A08 Synaptic vesicle recycling is disrupted in a mouse model of huntington’s disease

Background An emerging theme in neurodegenerative diseases, including Huntington’s Disease (HD), is that presynaptic dysfunction plays a role in neurodegeneration and disease progression. In HD the huntingtin protein (Htt) produced has an expanded polyglutamine stretch, likely causing altered protein function. Htt is enriched at the presynapse, suggesting it may have a role in presynaptic function. At the presynapse, synaptic vesicles fuse with the plasma membrane in a process called exocytosis to release neurotransmitter into the synaptic cleft. Following exocytosis, synaptic vesicles are retrieved and recycled via endocytosis. If this cycle is disrupted, synaptic frailty and degeneration can occur.
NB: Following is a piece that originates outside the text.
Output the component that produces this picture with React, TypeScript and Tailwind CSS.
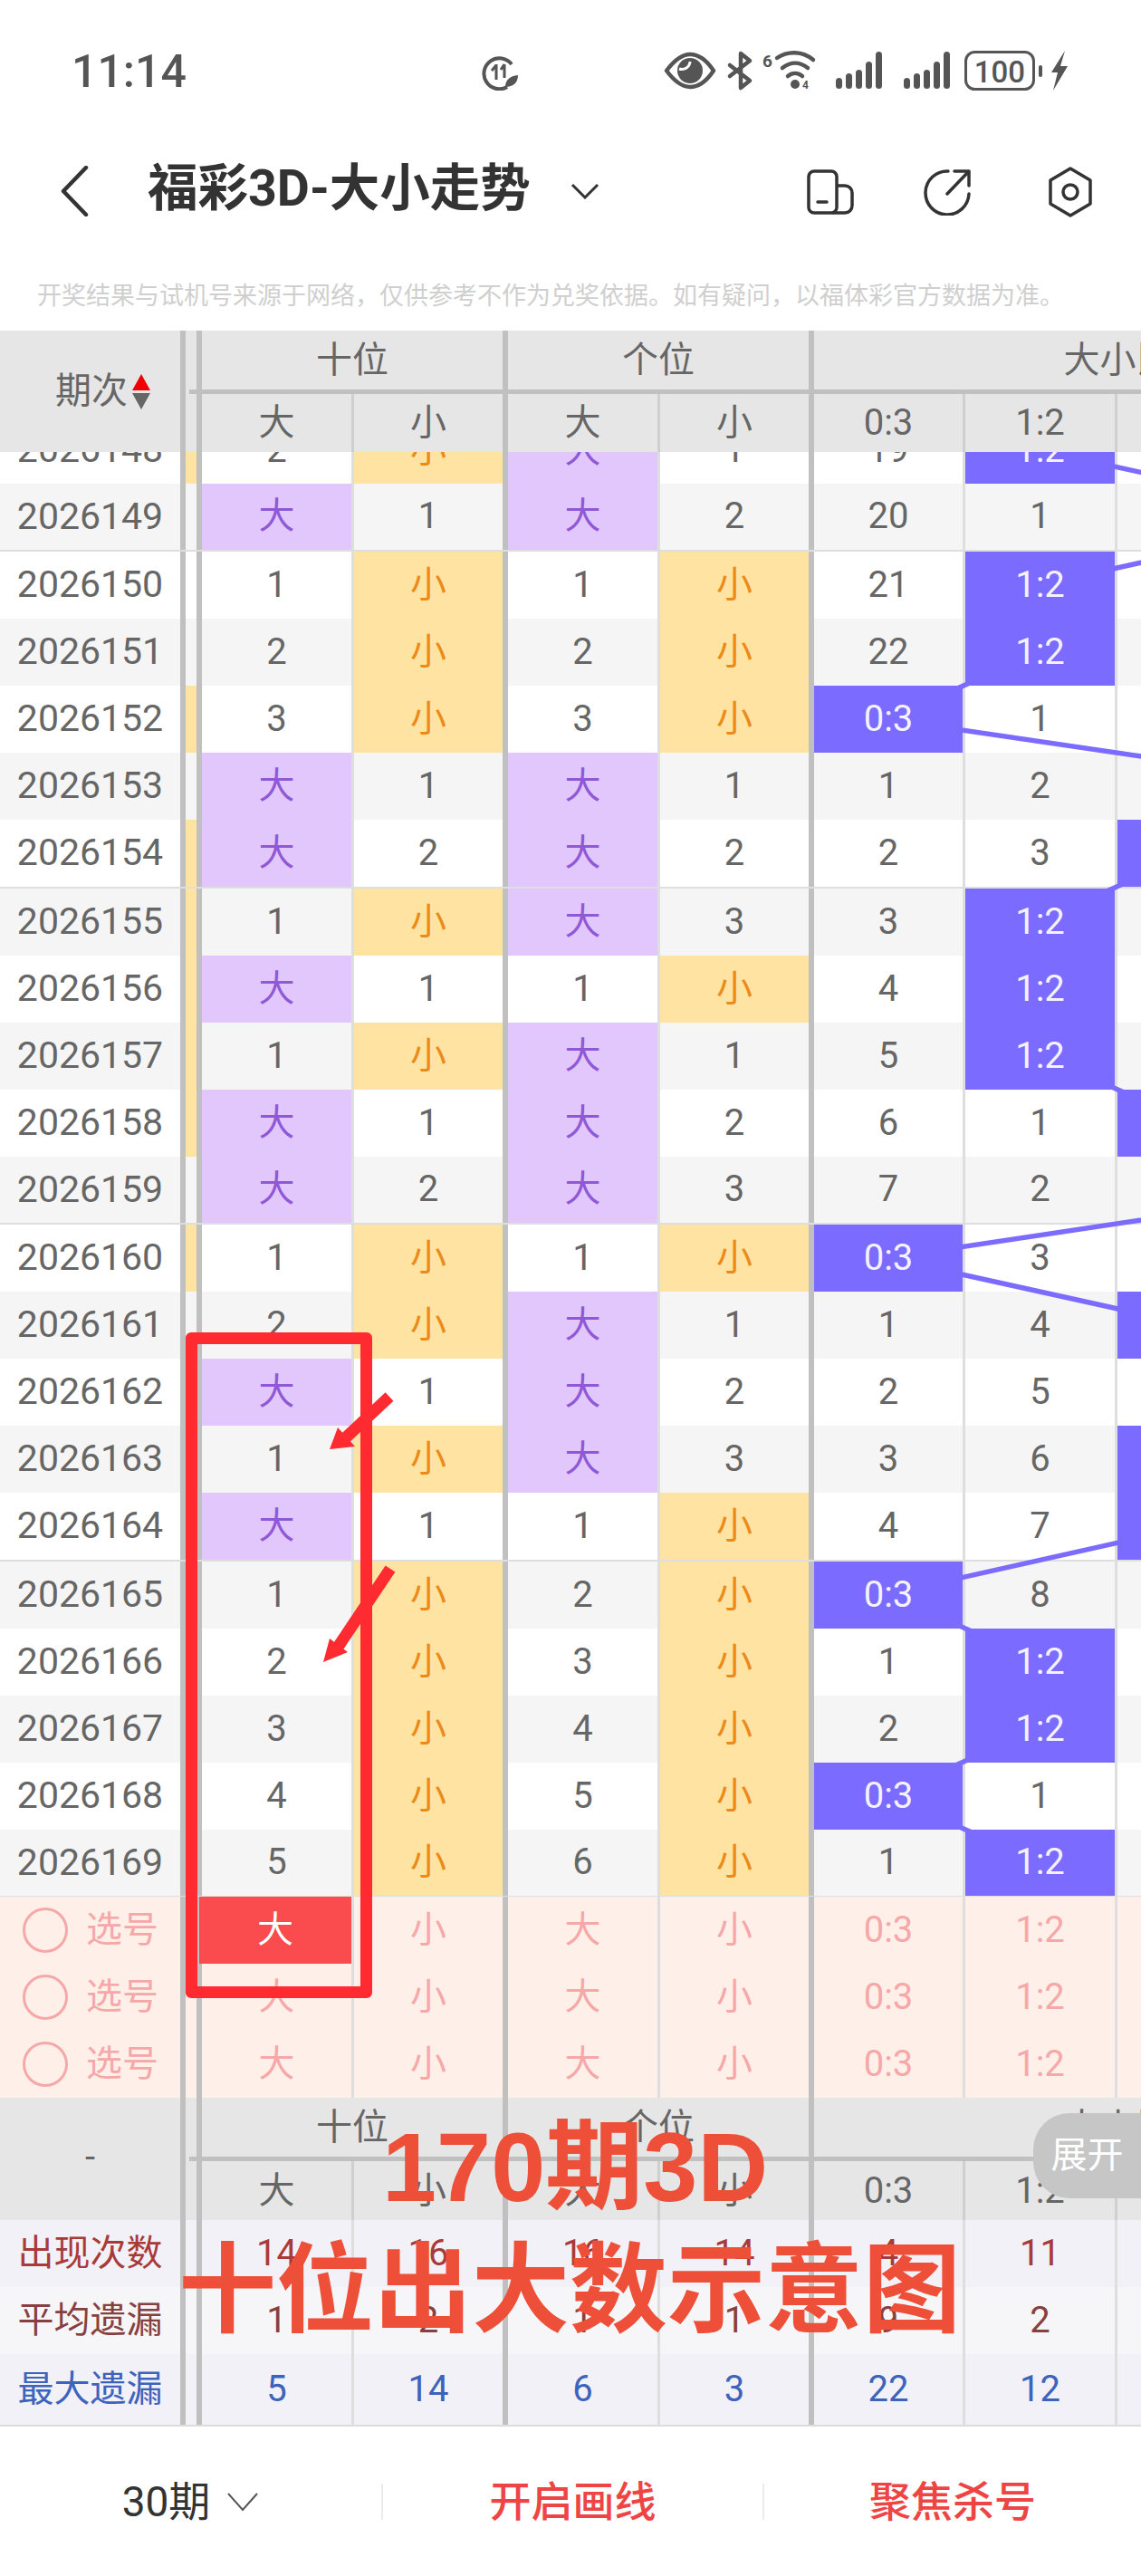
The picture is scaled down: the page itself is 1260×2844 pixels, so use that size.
import React from "react";

const ROBOTO = "font-['Roboto','Noto_Sans_CJK_SC',sans-serif]";

type Row = { id: number; strip: boolean; s: [string, string, string, string]; a: string; b: string; c: boolean };

const rows: Row[] = [
  { id: 2026148, strip: true, s: ["2", "小", "大", "1"], a: "19", b: "1:2", c: false },
  { id: 2026149, strip: false, s: ["大", "1", "大", "2"], a: "20", b: "1", c: false },
  { id: 2026150, strip: false, s: ["1", "小", "1", "小"], a: "21", b: "1:2", c: false },
  { id: 2026151, strip: false, s: ["2", "小", "2", "小"], a: "22", b: "1:2", c: false },
  { id: 2026152, strip: true, s: ["3", "小", "3", "小"], a: "0:3", b: "1", c: false },
  { id: 2026153, strip: false, s: ["大", "1", "大", "1"], a: "1", b: "2", c: false },
  { id: 2026154, strip: true, s: ["大", "2", "大", "2"], a: "2", b: "3", c: true },
  { id: 2026155, strip: true, s: ["1", "小", "大", "3"], a: "3", b: "1:2", c: false },
  { id: 2026156, strip: true, s: ["大", "1", "1", "小"], a: "4", b: "1:2", c: false },
  { id: 2026157, strip: true, s: ["1", "小", "大", "1"], a: "5", b: "1:2", c: false },
  { id: 2026158, strip: true, s: ["大", "1", "大", "2"], a: "6", b: "1", c: true },
  { id: 2026159, strip: false, s: ["大", "2", "大", "3"], a: "7", b: "2", c: false },
  { id: 2026160, strip: true, s: ["1", "小", "1", "小"], a: "0:3", b: "3", c: false },
  { id: 2026161, strip: false, s: ["2", "小", "大", "1"], a: "1", b: "4", c: true },
  { id: 2026162, strip: false, s: ["大", "1", "大", "2"], a: "2", b: "5", c: false },
  { id: 2026163, strip: false, s: ["1", "小", "大", "3"], a: "3", b: "6", c: true },
  { id: 2026164, strip: false, s: ["大", "1", "1", "小"], a: "4", b: "7", c: true },
  { id: 2026165, strip: false, s: ["1", "小", "2", "小"], a: "0:3", b: "8", c: false },
  { id: 2026166, strip: false, s: ["2", "小", "3", "小"], a: "1", b: "1:2", c: false },
  { id: 2026167, strip: false, s: ["3", "小", "4", "小"], a: "2", b: "1:2", c: false },
  { id: 2026168, strip: false, s: ["4", "小", "5", "小"], a: "0:3", b: "1", c: false },
  { id: 2026169, strip: false, s: ["5", "小", "6", "小"], a: "1", b: "1:2", c: false },
];

function Cell({ v, w }: { v: string; w: string }) {
  let cls = "text-[#666666]";
  if (v === "大") cls = "bg-[#E1C7FC] text-[#8E58D6]";
  if (v === "小") cls = "bg-[#FFE3A3] text-[#EC8A18]";
  if (v === "0:3" || v === "1:2") cls = "relative z-10 bg-[#7B6CFF] text-[#F4F2FF]";
  return <div className={`flex h-full shrink-0 items-center justify-center ${w} ${cls}`}>{v}</div>;
}

function VThick() {
  return <div className="h-full w-[6px] shrink-0 bg-[#C0C0C0]" />;
}
function VThin({ c = "bg-[#DEDEDE]" }: { c?: string }) {
  return <div className={`h-full w-[3px] shrink-0 ${c}`} />;
}

function Frozen({ strip }: { strip?: string }) {
  return (
    <>
      <VThick />
      <div className={`h-full w-[12px] shrink-0 ${strip ?? ""}`} />
      <VThick />
    </>
  );
}

function DataRow({ r, i }: { r: Row; i: number }) {
  const gray = r.id % 2 === 1;
  const groupEnd = r.id % 5 === 4;
  return (
    <div
      className={`flex w-[1600px] shrink-0 text-[40px] ${ROBOTO} ${gray ? "bg-[#F5F5F5]" : "bg-white"} ${
        groupEnd ? "h-[75.5px] border-b-[2px] border-[#DEDEDE]" : "h-[74px]"
      } ${i === 0 ? "mt-[-39.5px]" : ""}`}
    >
      <div className="flex h-full w-[199px] shrink-0 items-center justify-center text-[41px] text-[#666666]">{r.id}</div>
      <Frozen strip={r.strip ? "bg-[#FFE3A3]" : ""} />
      <Cell v={r.s[0]} w="w-[165px]" />
      <VThin />
      <Cell v={r.s[1]} w="w-[164px]" />
      <VThick />
      <Cell v={r.s[2]} w="w-[165px]" />
      <VThin />
      <Cell v={r.s[3]} w="w-[164px]" />
      <VThick />
      <Cell v={r.a} w="w-[164px]" />
      <VThin />
      <Cell v={r.b} w="w-[165px]" />
      <VThin />
      <div className={`relative z-10 h-full w-[165px] shrink-0 ${r.c ? "bg-[#7B6CFF]" : ""}`} />
    </div>
  );
}

function HeaderBlock({ left, tall }: { left: React.ReactNode; tall?: boolean }) {
  const sub = tall ? "h-[65px]" : "h-[64px]";
  return (
    <div className={`relative flex w-[1600px] shrink-0 bg-[#E6E6E6] text-[40px] text-[#666666] ${ROBOTO} ${tall ? "h-[135px]" : "h-[134px]"}`}>
      <div className="flex h-full w-[199px] shrink-0 items-center justify-center">{left}</div>
      <VThick />
      <div className="flex h-full flex-col">
        <div className="flex h-[65px]">
          <div className="w-[12px]" />
          <VThick />
          <div className="flex h-full w-[332px] items-center justify-center">十位</div>
          <VThick />
          <div className="flex h-full w-[332px] items-center justify-center">个位</div>
          <VThick />
          <div className="flex h-full w-[671px] items-center justify-center">大小比</div>
        </div>
        <div className="ml-[4px] h-[5px] w-[1390px] bg-[#C0C0C0]" />
        <div className={`flex ${sub}`}>
          <div className="w-[12px]" />
          <VThick />
          <div className="flex h-full w-[165px] items-center justify-center">大</div>
          <VThin c="bg-[#CFCFCF]" />
          <div className="flex h-full w-[164px] items-center justify-center">小</div>
          <VThick />
          <div className="flex h-full w-[165px] items-center justify-center">大</div>
          <VThin c="bg-[#CFCFCF]" />
          <div className="flex h-full w-[164px] items-center justify-center">小</div>
          <VThick />
          <div className="flex h-full w-[164px] items-center justify-center">0:3</div>
          <VThin c="bg-[#CFCFCF]" />
          <div className="flex h-full w-[165px] items-center justify-center">1:2</div>
          <VThin c="bg-[#CFCFCF]" />
          <div className="h-full w-[165px]" />
        </div>
      </div>
    </div>
  );
}

function PickRow({ active }: { active?: boolean }) {
  const c = "flex h-full shrink-0 items-center justify-center";
  return (
    <div className={`flex h-[74.3px] w-[1600px] shrink-0 bg-[#FEEFE9] text-[40px] text-[#F6A8A8] ${ROBOTO}`}>
      <div className="flex h-full w-[199px] shrink-0 items-center gap-[20px] pl-[25px]">
        <div className="h-[50px] w-[50px] shrink-0 rounded-full border-[3px] border-[#F6A8A8]" />
        <span>选号</span>
      </div>
      <Frozen />
      {active ? (
        <div className={`${c} ml-[-3px] w-[168px] bg-[#FA4B4E] text-white`}>大</div>
      ) : (
        <div className={`${c} w-[165px]`}>大</div>
      )}
      <VThin />
      <div className={`${c} w-[164px]`}>小</div>
      <VThick />
      <div className={`${c} w-[165px]`}>大</div>
      <VThin />
      <div className={`${c} w-[164px]`}>小</div>
      <VThick />
      <div className={`${c} w-[164px]`}>0:3</div>
      <VThin />
      <div className={`${c} w-[165px]`}>1:2</div>
      <VThin />
      <div className={`${c} w-[165px]`} />
    </div>
  );
}

function StatRow({ label, vals, color, bg, h }: { label: string; vals: string[]; color: string; bg: string; h: string }) {
  const c = "flex h-full shrink-0 items-center justify-center";
  return (
    <div className={`flex w-[1600px] shrink-0 text-[40px] ${ROBOTO} ${color} ${bg} ${h}`}>
      <div className={`${c} w-[199px] text-[40px]`}>{label}</div>
      <Frozen />
      <div className={`${c} w-[165px]`}>{vals[0]}</div>
      <VThin />
      <div className={`${c} w-[164px]`}>{vals[1]}</div>
      <VThick />
      <div className={`${c} w-[165px]`}>{vals[2]}</div>
      <VThin />
      <div className={`${c} w-[164px]`}>{vals[3]}</div>
      <VThick />
      <div className={`${c} w-[164px]`}>{vals[4]}</div>
      <VThin />
      <div className={`${c} w-[165px]`}>{vals[5]}</div>
      <VThin />
      <div className={`${c} w-[165px]`} />
    </div>
  );
}

function TrendLines() {
  const xs = [980, 1148, 1316, 1486];
  const pts: [number, number][] = [
    [1, 497], [3, 571], [1, 646], [1, 720], [0, 794], [3, 868], [2, 942], [1, 1017], [1, 1091], [1, 1165],
    [2, 1239], [3, 1313], [0, 1389], [2, 1463], [3, 1537], [2, 1611], [2, 1685], [0, 1760], [1, 1834], [1, 1908],
    [0, 1982], [1, 2056],
  ];
  const d = pts.map(([c, y]) => `${xs[c]},${y - 499}`).join(" ");
  return (
    <svg className="absolute left-0 top-0 z-[5]" width="1600" height="1595" aria-hidden="true">
      <polyline points={d} fill="none" stroke="#7B6CFF" strokeWidth="5.5" />
    </svg>
  );
}

function StatusIcons() {
  return (
    <svg width="450" height="60" viewBox="0 0 450 60" fill="none" className="shrink-0">
      <path d="M3 28 C12 16 20 10 29 10 C38 10 47 16 55 28 C47 40 38 46 29 46 C20 46 12 40 3 28Z" stroke="#555" strokeWidth="4.5" strokeLinejoin="round" />
      <circle cx="29" cy="28" r="14" fill="#555" />
      <path d="M17 26a9 9 0 0 0 12-8" stroke="#fff" strokeWidth="3" />
      <path d="M73 22 L95 39 L85 47 L85 9 L95 17 L73 34" stroke="#555" strokeWidth="4.5" strokeLinejoin="round" strokeLinecap="round" />
      <text x="109" y="24" fontSize="19" fontWeight="700" fill="#555" fontFamily="Roboto, sans-serif">6</text>
      <path d="M125 14 C137 6 153 6 165 16 M131 25 C140 18 150 18 159 25 M137 34 C142 30 148 30 153 34" stroke="#555" strokeWidth="4.5" strokeLinecap="round" />
      <circle cx="145" cy="43" r="5" fill="#555" />
      <text x="153" y="48" fontSize="12" fontWeight="700" fill="#555" fontFamily="Roboto, sans-serif">4</text>
      {[0, 75].map((dx) => (
        <g key={dx} fill="#555">
          <rect x={190 + dx} y="36" width="7" height="12" rx="3.5" />
          <rect x={201 + dx} y="31" width="7" height="17" rx="3.5" />
          <rect x={212 + dx} y="27" width="7" height="21" rx="3.5" />
          <rect x={223 + dx} y="18" width="7" height="30" rx="3.5" />
          <rect x={234 + dx} y="7" width="7" height="41" rx="3.5" />
        </g>
      ))}
      <rect x="333.5" y="7.5" width="75" height="41" rx="10" stroke="#555" strokeWidth="3" />
      <text x="371" y="41" textAnchor="middle" fontSize="33" fontWeight="500" fill="#555" fontFamily="Roboto, sans-serif">100</text>
      <rect x="414" y="22" width="4" height="13" rx="2" fill="#555" />
      <path d="M443 6 L428 30 H435 L430 50 L446 23 H438 Z" fill="#555" />
    </svg>
  );
}

export default function App() {
  return (
    <div className={`relative h-[2844px] w-[1260px] overflow-hidden bg-white ${ROBOTO}`}>
      {/* status bar */}
      <div className="flex h-[144px] items-start">
        <div className="ml-[79px] mt-[50px] w-[130px] text-[50px] font-medium leading-[58px] text-[#555555]">11:14</div>
        <svg width="46" height="42" viewBox="0 0 46 42" fill="none" className="ml-[321px] mt-[58px]">
          <path d="M30 38 A17 17 0 1 1 35 13" stroke="#555" strokeWidth="4" />
          <path d="M18 14 L13 20 M18 13 V30 M27 13 V28 M27 13 L23 19" stroke="#555" strokeWidth="3" />
          <path d="M28 38 C28 30 33 26 42 25 C42 33 37 38 28 38Z" fill="#555" />
        </svg>
        <div className="ml-[157px] mt-[50px] flex">
          <StatusIcons />
        </div>
      </div>

      {/* title bar */}
      <div className="flex h-[131px] items-start">
        <svg width="32" height="56" viewBox="0 0 32 56" fill="none" className="ml-[66px] mt-[39px]">
          <path d="M29 2 L4 28 L29 54" stroke="#333" strokeWidth="4.5" strokeLinecap="round" strokeLinejoin="round" />
        </svg>
        <div className="ml-[65px] mt-[30px] w-[421px] whitespace-nowrap text-[55.5px] font-bold leading-[70px] text-[#333333]">福彩3D-大小走势</div>
        <svg width="32" height="18" viewBox="0 0 32 18" fill="none" className="ml-[46px] mt-[58px]">
          <path d="M2 2 L16 16 L30 2" stroke="#333" strokeWidth="3" />
        </svg>
        <svg width="52" height="50" viewBox="0 0 52 50" fill="none" className="ml-[229px] mt-[43px]">
          <rect x="2" y="2" width="31" height="46" rx="6" stroke="#333" strokeWidth="3.5" />
          <path d="M33 18 H42 a8 8 0 0 1 8 8 V40 a8 8 0 0 1 -8 8 H28" stroke="#333" strokeWidth="3.5" />
          <path d="M12 36 H22" stroke="#333" strokeWidth="3.5" strokeLinecap="round" />
        </svg>
        <svg width="52" height="52" viewBox="0 0 52 52" fill="none" className="ml-[77px] mt-[42px]">
          <path d="M27 3 A24 24 0 1 0 50 28" stroke="#333" strokeWidth="3.5" strokeLinecap="round" />
          <path d="M34 3 H50 V19 M50 3 L26 28" stroke="#333" strokeWidth="3.5" strokeLinecap="round" strokeLinejoin="round" />
        </svg>
        <svg width="50" height="56" viewBox="0 0 50 56" fill="none" className="ml-[85px] mt-[40px]">
          <path d="M25 2 L47 15 V41 L25 54 L3 41 V15 Z" stroke="#333" strokeWidth="3.5" strokeLinejoin="round" />
          <circle cx="25" cy="28" r="8" stroke="#333" strokeWidth="3.5" />
        </svg>
      </div>

      {/* notice */}
      <div className="flex h-[90px] items-start whitespace-nowrap pl-[41px] pt-[37px] text-[27px] leading-[30px] text-[#CFCFCF]">
        开奖结果与试机号来源于网络，仅供参考不作为兑奖依据。如有疑问，以福体彩官方数据为准。
      </div>

      {/* top header */}
      <HeaderBlock
        left={
          <div className="flex items-center gap-[5px] pl-[28px]">
            <span className="whitespace-nowrap">期次</span>
            <span className="flex flex-col gap-[3px]">
              <span className="h-0 w-0 border-x-[10px] border-b-[18px] border-x-transparent border-b-[#F00000]" />
              <span className="h-0 w-0 border-x-[10px] border-t-[18px] border-x-transparent border-t-[#666666]" />
            </span>
          </div>
        }
      />

      {/* scrolled body */}
      <div className="relative h-[1594.5px] w-[1600px] overflow-hidden">
        <div className="relative flex flex-col">
          {rows.map((r, i) => (
            <DataRow key={r.id} r={r} i={i} />
          ))}
          <TrendLines />
        </div>
      </div>

      {/* pick rows */}
      <div className="flex flex-col">
        <PickRow active />
        <PickRow />
        <PickRow />
      </div>

      {/* bottom header */}
      <HeaderBlock tall left={<span className="pb-[4px]">-</span>} />

      {/* stats */}
      <StatRow label="出现次数" vals={["14", "16", "16", "14", "4", "11"]} color="text-[#A93A3A]" bg="bg-[#F1F1F7]" h="h-[74px]" />
      <StatRow label="平均遗漏" vals={["1", "2", "1", "1", "9", "2"]} color="text-[#864040]" bg="bg-[#F6F6F8]" h="h-[74px]" />
      <StatRow label="最大遗漏" vals={["5", "14", "6", "3", "22", "12"]} color="text-[#3D63BD]" bg="bg-[#F1F1F7]" h="h-[78px]" />

      {/* bottom bar */}
      <div className="flex h-[167px] items-center border-t-[2px] border-[#DCDCDC] text-[46px] font-medium leading-[60px]">
        <div className="flex w-[421px] items-center justify-center gap-[18px] font-normal text-[#333333]">
          <span>30期</span>
          <svg width="36" height="22" viewBox="0 0 36 22" fill="none">
            <path d="M2 2 L18 20 L34 2" stroke="#555" strokeWidth="2" />
          </svg>
        </div>
        <div className="h-[40px] w-[2px] bg-[#EBEBEB]" />
        <div className="flex w-[419px] justify-center text-[#EF4444]">开启画线</div>
        <div className="h-[40px] w-[2px] bg-[#EBEBEB]" />
        <div className="flex w-[416px] justify-center text-[#EF4444]">聚焦杀号</div>
      </div>

      {/* expand pill */}
      <div className="absolute left-[1141px] top-[2333px] flex h-[94px] w-[119px] items-center justify-center rounded-l-[40px] bg-[#C6C6C6] text-[40px] text-white">
        展开
      </div>

      {/* annotations */}
      <div className="absolute left-[205px] top-[1471px] h-[735px] w-[206px] rounded-[6px] border-[13px] border-[#FF2B30]" />
      <svg className="absolute left-[340px] top-[1520px]" width="110" height="340" viewBox="0 0 110 340" aria-hidden="true">
        <path d="M90 22 L41 68" stroke="#FF2B30" strokeWidth="13" fill="none" />
        <path d="M24 80 L33 56 L52 77 Z" fill="#FF2B30" />
        <path d="M91 212 L32 300" stroke="#FF2B30" strokeWidth="13" fill="none" />
        <path d="M17 315 L24 289 L44 304 Z" fill="#FF2B30" />
      </svg>

      {/* overlay caption */}
      <div className="absolute left-[422px] top-[2333px] whitespace-nowrap font-['Liberation_Sans','Noto_Sans_CJK_SC',sans-serif] text-[108px] font-bold leading-[120px] text-[#EE4F38]">
        170期3D
      </div>
      <div className="absolute left-[197px] top-[2459px] whitespace-nowrap font-['Noto_Sans_CJK_SC',sans-serif] text-[108px] font-bold leading-[120px] text-[#EE4F38]">
        十位出大数示意图
      </div>
    </div>
  );
}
Aims The aim of this study was to investigate presynaptic function in a mouse model of HD. Methods Primary neuronal cultures were made from Q140 knock-in mice and wild-type (wt) controls. Presynaptic function was monitored using the genetically encoded reporter, synaptophysin-phluorin, in combination with manipulation of the levels of Htt. This was achieved by silencing expression using hsiRNA or over-expression of Htt. Results We demonstrate that striatal primary neurons from Q140 mice display an activity-dependent slowing of endocytosis. Silencing of mutant Htt in Q140 cultures had no effect on endocytic rate, however, silencing of wt-Htt in control cultures, recapitulated the defect. This suggests a loss of Htt function phenotype. Supporting this, over-expression of wt-Htt in Q140 neurons rescued the endocytic defect. Slowing of endocytosis was also observed in heterozygous cultures, which more accurately represents the genetics of HD patients. Conclusions We have uncovered a loss of wt-Htt, activity-dependent presynaptic defect in a model of HD. This is important because understanding the mechanisms underpinning events which occur early in disease progression may represent new targets for therapeutic intervention.